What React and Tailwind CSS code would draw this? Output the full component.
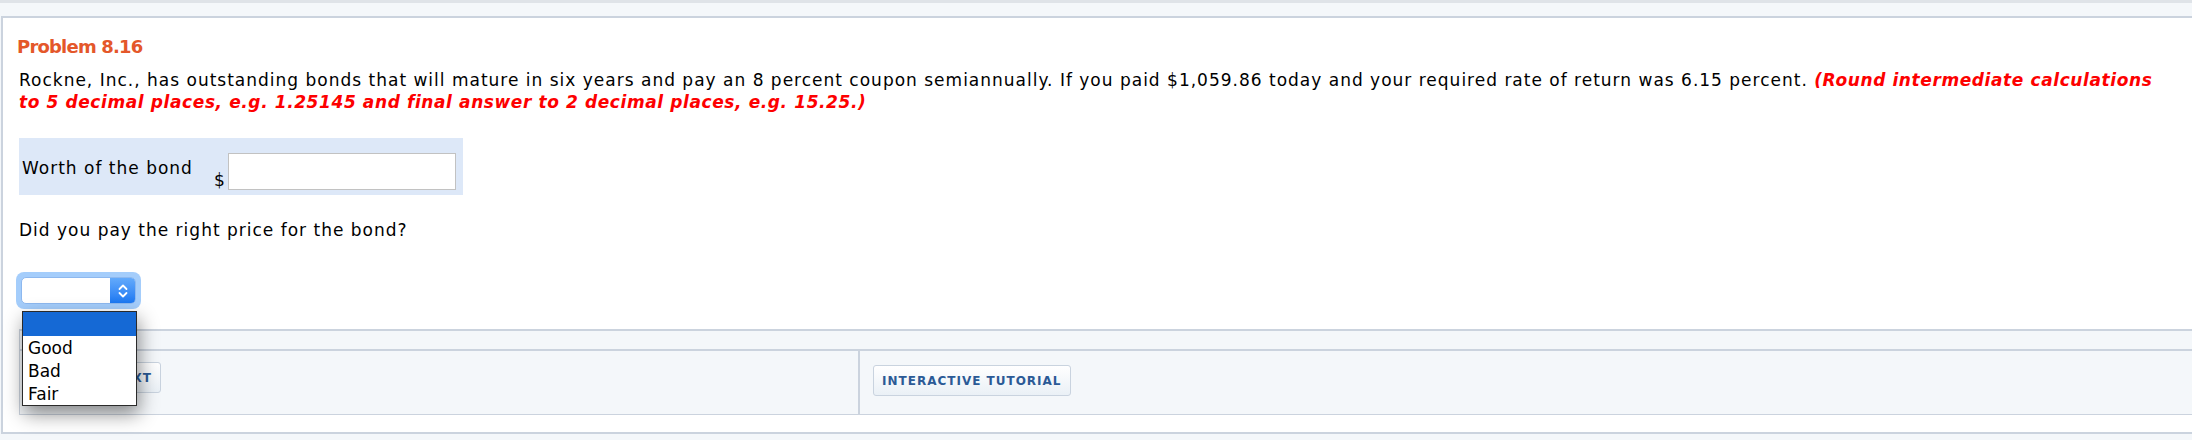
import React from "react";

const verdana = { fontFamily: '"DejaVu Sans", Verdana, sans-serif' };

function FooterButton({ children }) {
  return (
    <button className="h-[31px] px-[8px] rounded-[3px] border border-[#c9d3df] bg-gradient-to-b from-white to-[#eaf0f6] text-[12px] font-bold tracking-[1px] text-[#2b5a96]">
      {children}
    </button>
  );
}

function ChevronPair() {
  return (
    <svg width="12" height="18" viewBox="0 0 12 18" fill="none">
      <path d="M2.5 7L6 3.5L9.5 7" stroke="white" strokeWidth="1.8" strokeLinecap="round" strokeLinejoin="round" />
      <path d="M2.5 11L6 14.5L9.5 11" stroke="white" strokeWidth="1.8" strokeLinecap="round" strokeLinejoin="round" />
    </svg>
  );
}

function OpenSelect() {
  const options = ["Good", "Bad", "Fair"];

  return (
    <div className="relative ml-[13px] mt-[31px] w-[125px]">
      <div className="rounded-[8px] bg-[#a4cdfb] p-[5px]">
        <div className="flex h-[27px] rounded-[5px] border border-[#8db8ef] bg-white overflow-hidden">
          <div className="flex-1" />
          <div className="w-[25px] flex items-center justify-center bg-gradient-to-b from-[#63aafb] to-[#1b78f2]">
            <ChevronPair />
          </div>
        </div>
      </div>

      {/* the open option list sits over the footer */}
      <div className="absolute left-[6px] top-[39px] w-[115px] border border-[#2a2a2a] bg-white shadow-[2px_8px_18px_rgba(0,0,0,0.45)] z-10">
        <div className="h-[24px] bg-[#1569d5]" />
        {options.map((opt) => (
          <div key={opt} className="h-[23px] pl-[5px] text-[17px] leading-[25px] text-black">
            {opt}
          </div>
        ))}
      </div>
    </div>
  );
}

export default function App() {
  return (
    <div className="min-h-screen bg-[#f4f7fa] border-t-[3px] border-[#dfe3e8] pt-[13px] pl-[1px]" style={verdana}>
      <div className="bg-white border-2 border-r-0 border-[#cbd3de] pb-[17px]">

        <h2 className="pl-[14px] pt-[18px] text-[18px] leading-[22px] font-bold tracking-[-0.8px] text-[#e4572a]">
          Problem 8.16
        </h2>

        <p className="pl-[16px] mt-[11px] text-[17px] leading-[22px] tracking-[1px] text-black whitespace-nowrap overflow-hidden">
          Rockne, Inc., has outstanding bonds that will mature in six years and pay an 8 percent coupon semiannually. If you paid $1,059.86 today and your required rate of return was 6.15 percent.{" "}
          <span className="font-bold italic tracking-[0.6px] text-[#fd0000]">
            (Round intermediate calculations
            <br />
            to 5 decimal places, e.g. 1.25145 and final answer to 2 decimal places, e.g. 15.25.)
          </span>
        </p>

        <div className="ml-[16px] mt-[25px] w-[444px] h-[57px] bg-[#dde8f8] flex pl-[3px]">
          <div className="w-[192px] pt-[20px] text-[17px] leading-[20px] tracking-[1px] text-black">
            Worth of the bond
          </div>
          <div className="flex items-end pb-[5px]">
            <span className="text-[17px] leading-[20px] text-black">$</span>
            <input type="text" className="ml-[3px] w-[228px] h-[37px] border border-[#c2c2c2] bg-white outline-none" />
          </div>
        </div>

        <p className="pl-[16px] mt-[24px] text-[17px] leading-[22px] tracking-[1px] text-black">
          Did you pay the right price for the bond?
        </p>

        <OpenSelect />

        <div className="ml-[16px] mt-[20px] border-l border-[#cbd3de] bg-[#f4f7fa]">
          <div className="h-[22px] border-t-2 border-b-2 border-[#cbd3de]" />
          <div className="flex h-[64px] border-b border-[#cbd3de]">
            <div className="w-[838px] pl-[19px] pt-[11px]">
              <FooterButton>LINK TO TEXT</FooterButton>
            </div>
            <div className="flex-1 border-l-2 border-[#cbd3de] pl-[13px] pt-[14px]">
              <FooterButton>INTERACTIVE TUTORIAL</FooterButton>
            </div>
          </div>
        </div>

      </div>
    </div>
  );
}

EXERCISE DETAILS: Extract every line of the data exactly; pictures stay out.

SOLUTION FOR THIS TASK:
What React and Tailwind CSS code would draw this? Output the full component.
import React from "react";

const verdana = { fontFamily: '"DejaVu Sans", Verdana, sans-serif' };

function FooterButton({ children }) {
  return (
    <button className="h-[31px] px-[8px] rounded-[3px] border border-[#c9d3df] bg-gradient-to-b from-white to-[#eaf0f6] text-[12px] font-bold tracking-[1px] text-[#2b5a96]">
      {children}
    </button>
  );
}

function ChevronPair() {
  return (
    <svg width="12" height="18" viewBox="0 0 12 18" fill="none">
      <path d="M2.5 7L6 3.5L9.5 7" stroke="white" strokeWidth="1.8" strokeLinecap="round" strokeLinejoin="round" />
      <path d="M2.5 11L6 14.5L9.5 11" stroke="white" strokeWidth="1.8" strokeLinecap="round" strokeLinejoin="round" />
    </svg>
  );
}

function OpenSelect() {
  const options = ["Good", "Bad", "Fair"];

  return (
    <div className="relative ml-[13px] mt-[31px] w-[125px]">
      <div className="rounded-[8px] bg-[#a4cdfb] p-[5px]">
        <div className="flex h-[27px] rounded-[5px] border border-[#8db8ef] bg-white overflow-hidden">
          <div className="flex-1" />
          <div className="w-[25px] flex items-center justify-center bg-gradient-to-b from-[#63aafb] to-[#1b78f2]">
            <ChevronPair />
          </div>
        </div>
      </div>

      {/* the open option list sits over the footer */}
      <div className="absolute left-[6px] top-[39px] w-[115px] border border-[#2a2a2a] bg-white shadow-[2px_8px_18px_rgba(0,0,0,0.45)] z-10">
        <div className="h-[24px] bg-[#1569d5]" />
        {options.map((opt) => (
          <div key={opt} className="h-[23px] pl-[5px] text-[17px] leading-[25px] text-black">
            {opt}
          </div>
        ))}
      </div>
    </div>
  );
}

export default function App() {
  return (
    <div className="min-h-screen bg-[#f4f7fa] border-t-[3px] border-[#dfe3e8] pt-[13px] pl-[1px]" style={verdana}>
      <div className="bg-white border-2 border-r-0 border-[#cbd3de] pb-[17px]">

        <h2 className="pl-[14px] pt-[18px] text-[18px] leading-[22px] font-bold tracking-[-0.8px] text-[#e4572a]">
          Problem 8.16
        </h2>

        <p className="pl-[16px] mt-[11px] text-[17px] leading-[22px] tracking-[1px] text-black whitespace-nowrap overflow-hidden">
          Rockne, Inc., has outstanding bonds that will mature in six years and pay an 8 percent coupon semiannually. If you paid $1,059.86 today and your required rate of return was 6.15 percent.{" "}
          <span className="font-bold italic tracking-[0.6px] text-[#fd0000]">
            (Round intermediate calculations
            <br />
            to 5 decimal places, e.g. 1.25145 and final answer to 2 decimal places, e.g. 15.25.)
          </span>
        </p>

        <div className="ml-[16px] mt-[25px] w-[444px] h-[57px] bg-[#dde8f8] flex pl-[3px]">
          <div className="w-[192px] pt-[20px] text-[17px] leading-[20px] tracking-[1px] text-black">
            Worth of the bond
          </div>
          <div className="flex items-end pb-[5px]">
            <span className="text-[17px] leading-[20px] text-black">$</span>
            <input type="text" className="ml-[3px] w-[228px] h-[37px] border border-[#c2c2c2] bg-white outline-none" />
          </div>
        </div>

        <p className="pl-[16px] mt-[24px] text-[17px] leading-[22px] tracking-[1px] text-black">
          Did you pay the right price for the bond?
        </p>

        <OpenSelect />

        <div className="ml-[16px] mt-[20px] border-l border-[#cbd3de] bg-[#f4f7fa]">
          <div className="h-[22px] border-t-2 border-b-2 border-[#cbd3de]" />
          <div className="flex h-[64px] border-b border-[#cbd3de]">
            <div className="w-[838px] pl-[19px] pt-[11px]">
              <FooterButton>LINK TO TEXT</FooterButton>
            </div>
            <div className="flex-1 border-l-2 border-[#cbd3de] pl-[13px] pt-[14px]">
              <FooterButton>INTERACTIVE TUTORIAL</FooterButton>
            </div>
          </div>
        </div>

      </div>
    </div>
  );
}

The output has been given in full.